Cabling networks can vary, but typically are designed to be UV and weather resistant and capable of dealing with extreme fluctuations in temperature (both heat and cold), since one common factor for these system is that they’re used outdoors. To achieve this, most solar cables use plastic that are cross-linked using electron beams. This protects against the weather elements, including the sun’s radiation and humidity.
After the inverters have converted the energy from the sun, the solar energy travels to your Bi-directional meter. Traditionally, meters only count what you consume from the grid. But by going solar, you will no longer be consuming from your local utility as much if at all. Your meter will now begin to count any overproduction your system may produce and immediately sell it to your utility company. This process is otherwise known as net metering.
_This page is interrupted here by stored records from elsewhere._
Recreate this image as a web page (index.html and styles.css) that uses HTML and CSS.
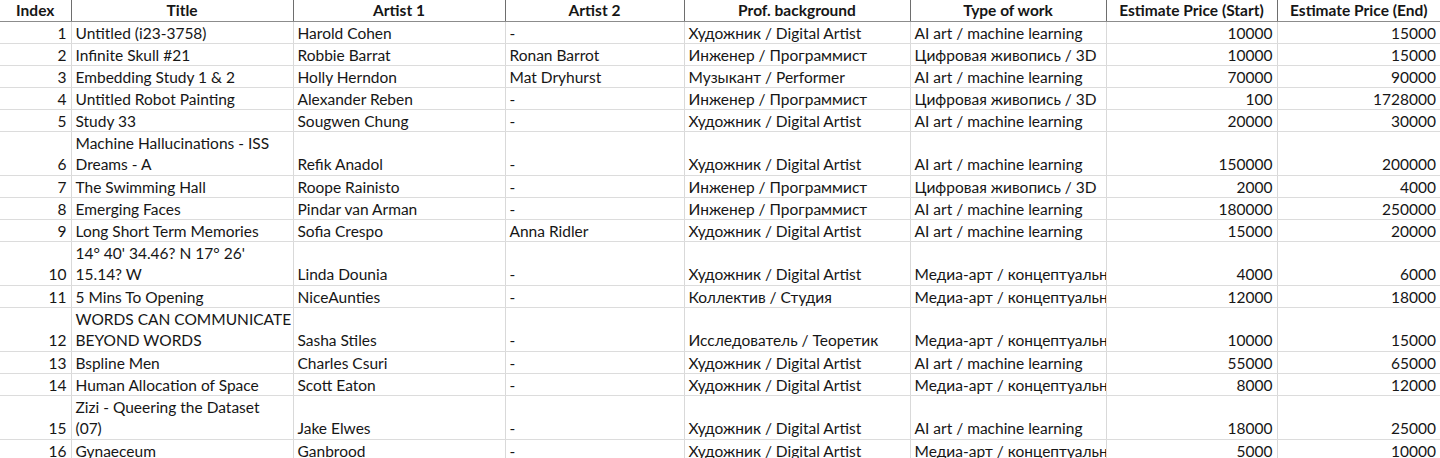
FILE: index.html
```html
<!DOCTYPE html>
<html>
<head>
<meta charset="utf-8">
<link rel="stylesheet" href="styles.css">
</head>
<body>
<table class="sheet">
<colgroup>
<col class="c-idx"><col class="c-title"><col class="c-a1"><col class="c-a2"><col class="c-prof"><col class="c-type"><col class="c-start"><col class="c-end">
</colgroup>
<thead>
<tr><th>Index</th><th>Title</th><th>Artist 1</th><th>Artist 2</th><th>Prof. background</th><th>Type of work</th><th>Estimate Price (Start)</th><th>Estimate Price (End)</th></tr>
</thead>
<tbody>
<tr><td class="num">1</td><td>Untitled (i23-3758)</td><td>Harold Cohen</td><td>-</td><td>Художник / Digital Artist</td><td>AI art / machine learning</td><td class="num">10000</td><td class="num">15000</td></tr>
<tr><td class="num">2</td><td>Infinite Skull #21</td><td>Robbie Barrat</td><td>Ronan Barrot</td><td>Инженер / Программист</td><td>Цифровая живопись / 3D</td><td class="num">10000</td><td class="num">15000</td></tr>
<tr><td class="num">3</td><td>Embedding Study 1 &amp; 2</td><td>Holly Herndon</td><td>Mat Dryhurst</td><td>Музыкант / Performer</td><td>AI art / machine learning</td><td class="num">70000</td><td class="num">90000</td></tr>
<tr><td class="num">4</td><td>Untitled Robot Painting</td><td>Alexander Reben</td><td>-</td><td>Инженер / Программист</td><td>Цифровая живопись / 3D</td><td class="num">100</td><td class="num">1728000</td></tr>
<tr><td class="num">5</td><td>Study 33</td><td>Sougwen Chung</td><td>-</td><td>Художник / Digital Artist</td><td>AI art / machine learning</td><td class="num">20000</td><td class="num">30000</td></tr>
<tr class="tall"><td class="num">6</td><td>Machine Hallucinations - ISS<br>Dreams - A</td><td>Refik Anadol</td><td>-</td><td>Художник / Digital Artist</td><td>AI art / machine learning</td><td class="num">150000</td><td class="num">200000</td></tr>
<tr><td class="num">7</td><td>The Swimming Hall</td><td>Roope Rainisto</td><td>-</td><td>Инженер / Программист</td><td>Цифровая живопись / 3D</td><td class="num">2000</td><td class="num">4000</td></tr>
<tr><td class="num">8</td><td>Emerging Faces</td><td>Pindar van Arman</td><td>-</td><td>Инженер / Программист</td><td>AI art / machine learning</td><td class="num">180000</td><td class="num">250000</td></tr>
<tr><td class="num">9</td><td>Long Short Term Memories</td><td>Sofia Crespo</td><td>Anna Ridler</td><td>Художник / Digital Artist</td><td>AI art / machine learning</td><td class="num">15000</td><td class="num">20000</td></tr>
<tr class="tall"><td class="num">10</td><td>14° 40' 34.46? N 17° 26'<br>15.14? W</td><td>Linda Dounia</td><td>-</td><td>Художник / Digital Artist</td><td class="clip">Медиа-арт / концептуальн</td><td class="num">4000</td><td class="num">6000</td></tr>
<tr><td class="num">11</td><td>5 Mins To Opening</td><td>NiceAunties</td><td>-</td><td>Коллектив / Студия</td><td class="clip">Медиа-арт / концептуальн</td><td class="num">12000</td><td class="num">18000</td></tr>
<tr class="tall"><td class="num">12</td><td>WORDS CAN COMMUNICATE<br>BEYOND WORDS</td><td>Sasha Stiles</td><td>-</td><td>Исследователь / Теоретик</td><td class="clip">Медиа-арт / концептуальн</td><td class="num">10000</td><td class="num">15000</td></tr>
<tr><td class="num">13</td><td>Bspline Men</td><td>Charles Csuri</td><td>-</td><td>Художник / Digital Artist</td><td>AI art / machine learning</td><td class="num">55000</td><td class="num">65000</td></tr>
<tr><td class="num">14</td><td>Human Allocation of Space</td><td>Scott Eaton</td><td>-</td><td>Художник / Digital Artist</td><td class="clip">Медиа-арт / концептуальн</td><td class="num">8000</td><td class="num">12000</td></tr>
<tr class="tall"><td class="num">15</td><td>Zizi - Queering the Dataset<br>(07)</td><td>Jake Elwes</td><td>-</td><td>Художник / Digital Artist</td><td>AI art / machine learning</td><td class="num">18000</td><td class="num">25000</td></tr>
<tr><td class="num">16</td><td>Gynaeceum</td><td>Ganbrood</td><td>-</td><td>Художник / Digital Artist</td><td class="clip">Медиа-арт / концептуальн</td><td class="num">5000</td><td class="num">10000</td></tr>
</tbody>
</table>
</body>
</html>
```
FILE: styles.css
```css
html, body {
  margin: 0;
  padding: 0;
  background: #ffffff;
}
body {
  font-family: Lato, "Open Sans", "Liberation Sans", sans-serif;
  font-size: 15.5px;
  color: #161616;
  overflow: hidden;
}
.sheet {
  border-collapse: collapse;
  table-layout: fixed;
  width: 1440px;
}
.c-idx { width: 71px; }
.c-title { width: 222px; }
.c-a1 { width: 212px; }
.c-a2 { width: 179px; }
.c-prof { width: 226px; }
.c-type { width: 196px; }
.c-start { width: 171px; }
.c-end { width: 163px; }

.sheet th {
  height: 21px;
  padding: 0 3px;
  font-weight: bold;
  font-size: 15.5px;
  text-align: center;
  line-height: 21px;
  white-space: nowrap;
  overflow: hidden;
  border-left: 1px solid #6e6e6e;
  border-bottom: 1px solid #8c8c8c;
  vertical-align: middle;
}
.sheet th:first-child { border-left: none; }
.sheet td {
  height: 20px;
  padding: 1px 4px 0;
  line-height: 20px;
  white-space: nowrap;
  overflow: hidden;
  vertical-align: bottom;
  border-left: 1px solid #d9d9d9;
  border-bottom: 1px solid #dcdcdc;
}
.sheet td:first-child { border-left: none; }
.sheet tr.tall td { height: 42px; line-height: 21px; }
.sheet td.num { text-align: right; }
.sheet td.clip { text-overflow: clip; }
```
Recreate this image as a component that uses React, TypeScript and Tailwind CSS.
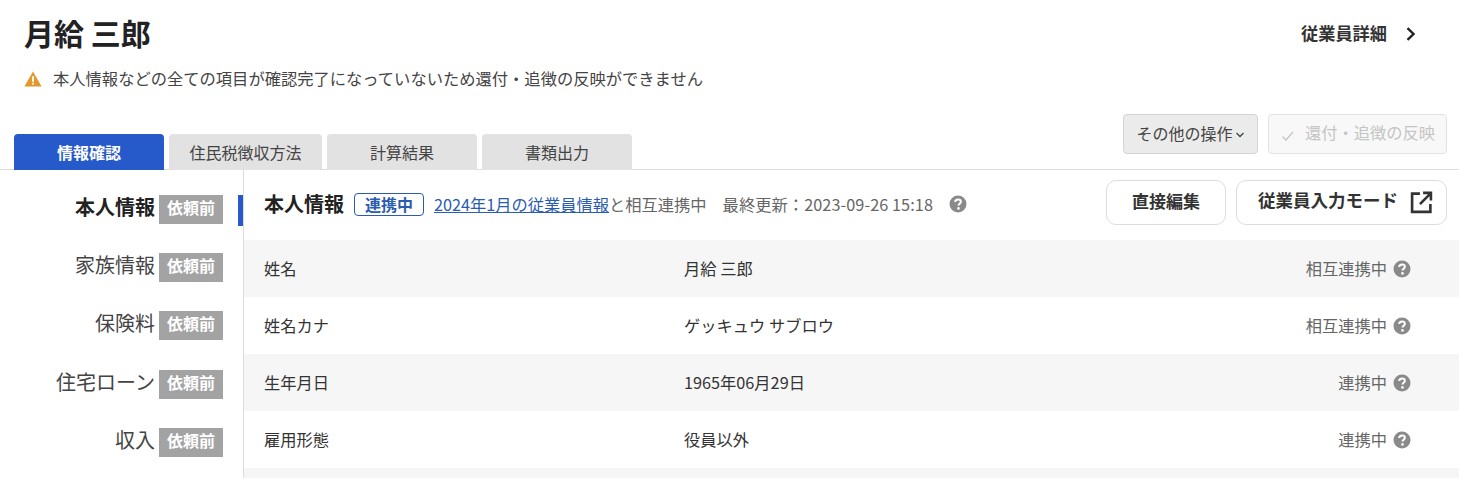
import React from "react";

const font = { fontFamily: '"Noto Sans CJK JP", "Noto Sans", sans-serif' };

function Help({ size = 18 }: { size?: number }) {
  return (
    <svg width={size} height={size} viewBox="0 0 18 18" className="shrink-0">
      <circle cx="9" cy="9" r="8.5" fill="#8a8a8a" />
      <path d="M6.2 7.1c0-1.7 1.3-2.7 2.9-2.7s2.8 1 2.8 2.4c0 1.1-.7 1.6-1.4 2.1-.6.4-.9.7-.9 1.4v.3" fill="none" stroke="#fff" strokeWidth="2" />
      <circle cx="9.5" cy="13.4" r="1.3" fill="#fff" />
    </svg>
  );
}

const side = [
  ["本人情報", true],
  ["家族情報", false],
  ["保険料", false],
  ["住宅ローン", false],
  ["収入", false],
] as const;

const rows = [
  ["姓名", "月給 三郎", "相互連携中", true],
  ["姓名カナ", "ゲッキュウ サブロウ", "相互連携中", false],
  ["生年月日", "1965年06月29日", "連携中", true],
  ["雇用形態", "役員以外", "連携中", false],
] as const;

export default function App() {
  return (
    <div className="w-[1459px] h-[478px] overflow-hidden bg-white text-[#333]" style={font}>
      <div className="flex justify-between pl-6 pr-[42px] h-[68px]">
        <h1 className="text-[30px] leading-[38px] mt-[13px] font-bold text-[#222]">月給 三郎</h1>
        <a className="flex items-center h-[30px] mt-[19px] text-[17.2px] font-bold text-[#333]">
          <span className="-mt-[2px]">従業員詳細</span>
          <svg width="12" height="14" viewBox="0 0 12 14" className="ml-[18px]">
            <path d="M2.5 1.2 8.5 7 2.5 12.8" fill="none" stroke="#222" strokeWidth="2.4" />
          </svg>
        </a>
      </div>
      <div className="flex items-center pl-6 h-[22px] text-[16.3px] text-[#444]">
        <svg width="18" height="16" viewBox="0 0 18 16" className="mr-[11px]">
          <path d="M9 .5 17.6 15.5H.4Z" fill="#e3982e" />
          <rect x="8.1" y="5.2" width="1.8" height="5.6" fill="#fff" />
          <rect x="8.1" y="11.8" width="1.8" height="1.8" fill="#fff" />
        </svg>
        <span className="-mt-[2px]">本人情報などの全ての項目が確認完了になっていないため還付・追徴の反映ができません</span>
      </div>
      <div className="flex items-end justify-between h-[80px] pl-[14px] pr-3 border-b border-[#ddd]">
        <div className="flex gap-[5px] -mb-px">
          <div className="w-[150px] h-9 flex items-center justify-center rounded-t bg-[#2659c9] text-white text-[16px] font-bold">情報確認</div>
          <div className="w-[153px] h-9 flex items-center justify-center rounded-t bg-[#e2e2e2] text-[16px] text-[#444]">住民税徴収方法</div>
          <div className="w-[150px] h-9 flex items-center justify-center rounded-t bg-[#e2e2e2] text-[16px] text-[#444]">計算結果</div>
          <div className="w-[150px] h-9 flex items-center justify-center rounded-t bg-[#e2e2e2] text-[16px] text-[#444]">書類出力</div>
        </div>
        <div className="flex gap-[10px] mb-[15px]">
          <div className="w-[135px] h-10 flex items-center justify-center rounded border border-[#d4d4d4] bg-[#ebebeb] text-[16px] text-[#444]">
            <span className="-mt-[3px]">その他の操作</span>
            <svg width="10" height="8" viewBox="0 0 10 8" className="ml-[2px] mt-[2px]">
              <path d="M1.5 2 5 5.5 8.5 2" fill="none" stroke="#444" strokeWidth="1.3" />
            </svg>
          </div>
          <div className="w-[179px] h-10 flex items-center rounded border border-[#e2e2e2] bg-[#f8f8f8] pl-3 text-[16.25px] text-[#c4c4c4]">
            <svg width="14" height="12" viewBox="0 0 14 12" className="mr-[10px] mt-1">
              <path d="M1.5 6.5 5 10l7-8" fill="none" stroke="#c4c4c4" strokeWidth="1.2" />
            </svg>
            <span className="-mt-[3px]">還付・追徴の反映</span>
          </div>
        </div>
      </div>
      <div className="flex h-[308px]">
        <nav className="w-[244px] shrink-0 border-r border-[#ddd] pt-[25px] flex flex-col gap-[29.2px]">
          {side.map(([label, active]) => (
            <div key={label} className="flex items-center justify-end h-[29px] relative pr-5">
              <span className={`text-[20px] mr-[4px] -mt-[5px] ${active ? "font-bold text-[#222]" : "text-[#444]"}`}>{label}</span>
              <span className="w-16 h-[29px] flex items-center justify-center bg-[#a3a3a3] text-white text-[16px] font-bold pb-[5px]">依頼前</span>
              {active && <span className="absolute right-0 top-0 w-[5px] h-[31px] bg-[#2659c9]" />}
            </div>
          ))}
        </nav>
        <main className="flex-1 min-w-0">
          <div className="h-[70px] flex items-start justify-between pl-5 pr-3">
            <div className="flex items-center h-[70px] -mt-[1px]">
              <span className="text-[20px] font-bold text-[#222]">本人情報</span>
              <span className="ml-[10px] w-[70px] h-[23px] flex items-center justify-center rounded border border-[#2a5cb0] text-[#2a5cb0] text-[16px] font-bold">連携中</span>
              <a className="ml-[10px] text-[16.25px] text-[#2a5cb0] underline">2024年1月の従業員情報</a>
              <span className="text-[16.25px] text-[#666]">と相互連携中</span>
              <span className="ml-4 text-[16.25px] text-[#666] tracking-[0.07px]">最終更新：2023-09-26 15:18</span>
              <span className="ml-4"><Help /></span>
            </div>
            <div className="flex gap-[10px] mt-[10px]">
              <div className="w-[120px] h-[45px] flex items-center justify-center rounded-[10px] border border-[#ddd] text-[17px] font-bold text-[#333] pb-1">直接編集</div>
              <div className="w-[211px] h-[45px] flex items-center rounded-[10px] border border-[#ddd] text-[17.5px] font-bold text-[#333] pl-[21px]">
                <span className="-mt-1">従業員入力モード</span>
                <svg width="23" height="23" viewBox="0 0 22 22" className="ml-3">
                  <path d="M9.5 2.5H2v17.5h17.5v-7.5M12.5 1.8H20V9.2M20 2 9.5 12.5" fill="none" stroke="#333" strokeWidth="2.5" />
                </svg>
              </div>
            </div>
          </div>
          {rows.map(([a, b, c, gray]) => (
            <div key={a} className={`h-[57px] flex items-center pl-5 pr-[48px] text-[16.25px] ${gray ? "bg-[#f6f6f6]" : "bg-white"}`}>
              <span className="w-[420px] text-[#333]">{a}</span>
              <span className="flex-1 text-[#333]">{b}</span>
              <span className="text-[#666] mr-[6px]">{c}</span>
              <Help />
            </div>
          ))}
          <div className="h-[10px] bg-[#f6f6f6]" />
        </main>
      </div>
    </div>
  );
}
Now that your energy has been counted through your meter, it is dispersed throughout your home through its switch panel / electrical system for use. Therefore, it does not require changes inside the house.
After converting the energy into usable electricity, the battery storage system will be charged for later use or during a blackout.
You’re still connected to the utility grid. This ensures you can always draw power whenever your family is using more electricity than your solar system is producing. During the night you consume electricity from the power grid but you get credited for what you exported.